Got lost in the shuffle in the other thread, but if you're interested in exploring the Scene-Sequel technique (which I originally saw on Jim Butcher's Live Journal) here are some links about it. If you're new to writing, it's not a bad idea to check it out.

Writing The Perfect Scene: Advanced Fiction Writing Tips

The first five pages of your manuscript

Jim Butcher's way of explaining them is a bit more entertaining IMO.

jimbutcher: SCENES

jimbutcher: SEQUELS

I don't live or die by this method, but I do think it helps when I'm struggling to make sure if a scene is working to the best of its ability and it's not just there taking up space or wasting the reader's time.


----------



## Xitra_Blud (Oct 20, 2013)

PaulineMRoss said:


> Online critique groups are a good way to get a variety of feedback.
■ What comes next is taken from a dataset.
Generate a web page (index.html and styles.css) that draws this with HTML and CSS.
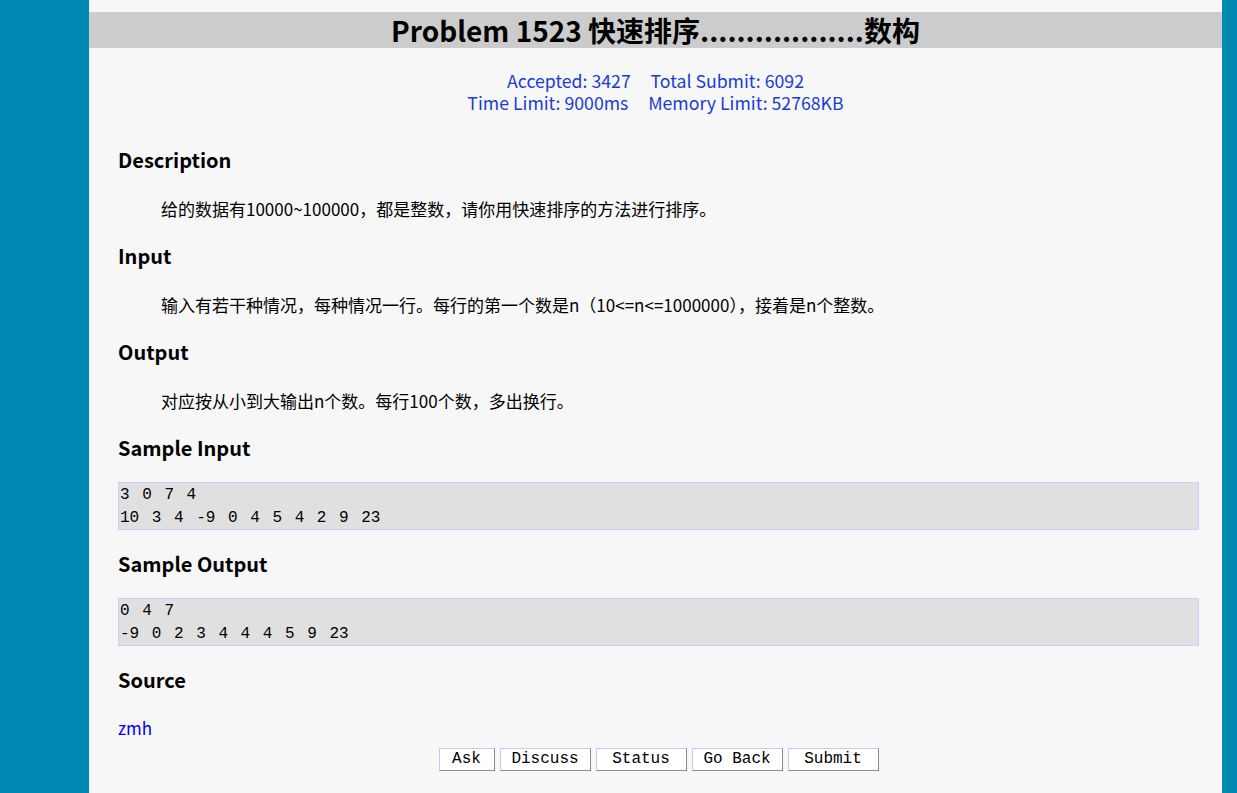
FILE: index.html
```html
<!DOCTYPE html>
<html lang="zh">
<head>
<meta charset="utf-8">
<title>Problem 1523</title>
<link rel="stylesheet" href="styles.css">
</head>
<body>
<div class="page">
  <div class="rail-left"></div>
  <main class="content">
    <h1 class="title">Problem 1523 快速排序..................数构</h1>
    <div class="stats">
      <div>Accepted: 3427&nbsp;&nbsp;&nbsp;&nbsp; Total Submit: 6092</div>
      <div>Time Limit: 9000ms&nbsp;&nbsp;&nbsp;&nbsp; Memory Limit: 52768KB</div>
    </div>
    <section class="sec">
      <h2 class="head">Description</h2>
      <p class="text">给的数据有10000~100000，都是整数，请你用快速排序的方法进行排序。</p>
      <h2 class="head">Input</h2>
      <p class="text">输入有若干种情况，每种情况一行。每行的第一个数是n（10&lt;=n&lt;=1000000），接着是n个整数。</p>
      <h2 class="head">Output</h2>
      <p class="text">对应按从小到大输出n个数。每行100个数，多出换行。</p>
      <h2 class="head">Sample Input</h2>
      <pre class="sample">3 0 7 4
10 3 4 -9 0 4 5 4 2 9 23</pre>
      <h2 class="head">Sample Output</h2>
      <pre class="sample">0 4 7
-9 0 2 3 4 4 4 5 9 23</pre>
      <h2 class="head">Source</h2>
      <a class="src" href="#">zmh</a>
    </section>
    <div class="buttons">
      <button class="btn btn-small">Ask</button>
      <button class="btn">Discuss</button>
      <button class="btn">Status</button>
      <button class="btn">Go Back</button>
      <button class="btn">Submit</button>
    </div>
  </main>
  <div class="rail-right"></div>
</div>
</body>
</html>
```
FILE: styles.css
```css
html, body {
  margin: 0;
  padding: 0;
  background: #0089b2;
  height: 100%;
}
.page {
  display: flex;
  min-height: 100%;
}
.rail-left { width: 89px; flex: none; }
.rail-right { width: 15px; flex: none; }
.content {
  width: 1133px;
  flex: none;
  background: #f7f7f7;
  padding-top: 12px;
  padding-bottom: 20px;
  font-family: "Noto Sans CJK SC", "Noto Sans", sans-serif;
  color: #000;
}
.title {
  margin: 0;
  height: 36px;
  line-height: 36px;
  background: #cccccc;
  text-align: center;
  font-size: 28px;
  font-weight: bold;
}
.stats {
  margin-top: 21px;
  text-align: center;
  color: #1a3cd6;
  font-size: 17.7px;
  line-height: 22px;
}
.sec {
  padding: 0 23px 0 29px;
  margin-top: 33px;
}
.head {
  margin: 0;
  font-size: 20px;
  line-height: 28px;
  font-weight: bold;
}
.text {
  margin: 23px 0 21px;
  padding-left: 43px;
  font-size: 17px;
  line-height: 24px;
}
.sample {
  margin: 20px 0 20px;
  background: #e0e0e0;
  border: 1px solid #ccccff;
  font-family: "Liberation Mono", monospace;
  font-size: 16px;
  line-height: 22.5px;
  white-space: pre;
  word-spacing: 3px;
  padding: 1px 0 0 1px;
}
.src {
  display: block;
  margin-top: 22px;
  color: #0000ff;
  text-decoration: none;
  font-size: 17px;
  line-height: 24px;
}
.buttons {
  margin-top: 8px;
  display: flex;
  justify-content: center;
  gap: 5px;
  padding-left: 6px;
}
.btn {
  font-family: "Liberation Mono", monospace;
  font-size: 16px;
  line-height: 21px;
  height: 23px;
  width: 91px;
  padding: 0;
  text-align: center;
  background: #fff;
  color: #000;
  border: 1px solid;
  border-color: #c8c8ff #8a8a8a #8a8a8a #c8c8ff;
  border-radius: 0;
}
.btn-small {
  width: 56px;
}
```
You get random strangers looking at your work, for a start, and since they mostly work on the credit principle (you critique other people's work to get critiques in return), the exercise of critiquing is valuable practice for editing your own work.
> 
> The two big downsides are: firstly, it's time-consuming to critique other people's work, time that could be spent writing; and secondly, the quality of critiques you get in return is variable.
> 
> ...



I agree with this. Critique groups are really good. If you can find one outside the internet, I highly recommend going to it. I go to one every other Thursday and we look at each others work and give honest opinions. It has really helped me to grow as a writer and it has also disciplined me as a writer as well. Before, I had writer ADD in which I used to get started on something and then, after about ten chapters, put it down due to being distracted by another story or just getting lazy. The group really helped me because we decided that we'd work on one story at a time and we have a deadline for when it needs to be turned in so it helps me complete my work.


----------



## Chessie (Oct 20, 2013)

I haven't had a positive experience with online crit groups. I've tried a couple and I haven't received anything I could grow from except "dragons don't exist". I definitely think in person crit groups are much nicer and work well. I agree in that it has helped me be more disciplined about my writing.
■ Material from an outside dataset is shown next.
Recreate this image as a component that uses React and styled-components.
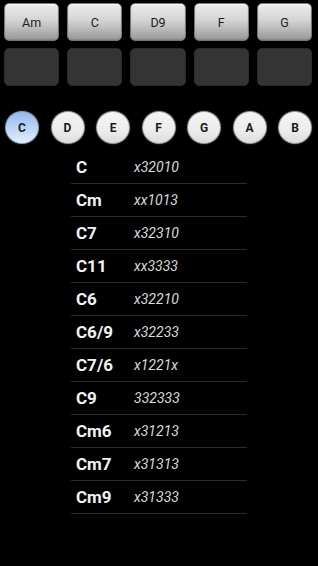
import React from "react";
import styled, { createGlobalStyle } from "styled-components";

const Global = createGlobalStyle`
  html, body { margin: 0; padding: 0; background: #000; }
  body { font-family: Roboto, "Noto Sans", "DejaVu Sans", sans-serif; width: 318px; height: 566px; overflow: hidden; }
`;

const Page = styled.div`
  width: 318px;
  height: 566px;
  background: #000;
  display: flex;
  flex-direction: column;
`;

const ButtonGrid = styled.div`
  display: grid;
  grid-template-columns: repeat(5, 1fr);
  column-gap: 8px;
  row-gap: 7px;
  padding: 3px 6px 0 4px;
`;

const ChordButton = styled.div`
  height: 38px;
  border-radius: 5px;
  box-sizing: border-box;
  display: flex;
  align-items: center;
  justify-content: center;
  font-size: 12.5px;
  color: #1c1c1c;
  background: linear-gradient(to bottom, #ececec 0%, #d4d4d4 45%, #989898 100%);
  border: 1px solid #777;
  box-shadow: inset 0 1px 0 #fafafa, inset 0 -1px 1px #888;
`;

const EmptySlot = styled.div`
  height: 38px;
  border-radius: 5px;
  box-sizing: border-box;
  background: #343434;
  border: 1px solid #2a2a2a;
  box-shadow: inset 0 0 1px #444;
`;

const RootRow = styled.div`
  display: flex;
  justify-content: space-between;
  padding: 0 6px 0 5px;
  margin-top: 25px;
`;

const RootCircle = styled.div`
  width: 34px;
  height: 33px;
  border-radius: 50%;
  box-sizing: border-box;
  display: flex;
  align-items: center;
  justify-content: center;
  font-size: 12px;
  font-weight: bold;
  color: #1a1a1a;
  border: 1px solid ${(p) => (p.$active ? "#8aa6cc" : "#9a9a9a")};
  background: ${(p) =>
    p.$active
      ? "linear-gradient(to bottom, #93b8ec 0%, #bcd3f3 50%, #e6effb 100%)"
      : "linear-gradient(to bottom, #f4f4f4 0%, #ececec 60%, #dcdcdc 100%)"};
  box-shadow: 0 0 2px rgba(255, 255, 255, 0.25);
`;

const List = styled.div`
  margin: 7px 0 0 71px;
  width: 176px;
`;

const Row = styled.div`
  height: 32px;
  border-bottom: 1px solid #2b2b2b;
  display: flex;
  align-items: center;
  padding-left: 5px;
`;

const Name = styled.span`
  width: 58px;
  font-size: 17px;
  font-weight: bold;
  color: #f2f2f2;
`;

const Fingering = styled.span`
  font-size: 14px;
  font-style: italic;
  color: #dcdcdc;
`;

const buttons = ["Am", "C", "D9", "F", "G"];
const roots = ["C", "D", "E", "F", "G", "A", "B"];
const chords = [
  ["C", "x32010"],
  ["Cm", "xx1013"],
  ["C7", "x32310"],
  ["C11", "xx3333"],
  ["C6", "x32210"],
  ["C6/9", "x32233"],
  ["C7/6", "x1221x"],
  ["C9", "332333"],
  ["Cm6", "x31213"],
  ["Cm7", "x31313"],
  ["Cm9", "x31333"],
];

export default function App() {
  return (
    <Page>
      <Global />
      <ButtonGrid>
        {buttons.map((b) => (
          <ChordButton key={b}>{b}</ChordButton>
        ))}
        {buttons.map((b) => (
          <EmptySlot key={"e" + b} />
        ))}
      </ButtonGrid>
      <RootRow>
        {roots.map((r) => (
          <RootCircle key={r} $active={r === "C"}>
            {r}
          </RootCircle>
        ))}
      </RootRow>
      <List>
        {chords.map(([n, f]) => (
          <Row key={n}>
            <Name>{n}</Name>
            <Fingering>{f}</Fingering>
          </Row>
        ))}
      </List>
    </Page>
  );
}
Far as preparing for publication, I think continuing to learn about the craft is a good idea. I like to read about other writers and playing with different suggestions. It all helps.


----------



## PaulineMRoss (Oct 21, 2013)

Chesterama said:


> I haven't had a positive experience with online crit groups. I've tried a couple and I haven't received anything I could grow from except "dragons don't exist".



Yeah, it helps to have critiques from people who understand fantasy  I think every system has its drawbacks, and you can get bad advice online and in person. I don't have the option of a local group, so online is all I have, but it works for me. I've learned more in a few weeks of critting and being critted on Scribophile than a year's worth of reading about writing.


----------



## Philip Overby (Oct 21, 2013)

So you recommend Scribophile, Pauline? I was a member of Critters a while back and it was just too much to keep up with. I may join another critique group in the distant future, but I decided it's best now for me to focus on finishing something before I need anyone to crit something in progress (which is the mistake I made in the past).


----------



## C Hollis (Oct 21, 2013)

I re-worked my writing process after my first novel, and it has worked so well for me, that I often toy with the idea of revisiting the first one to put it through this strainer.  When I complete step seven, the book is done.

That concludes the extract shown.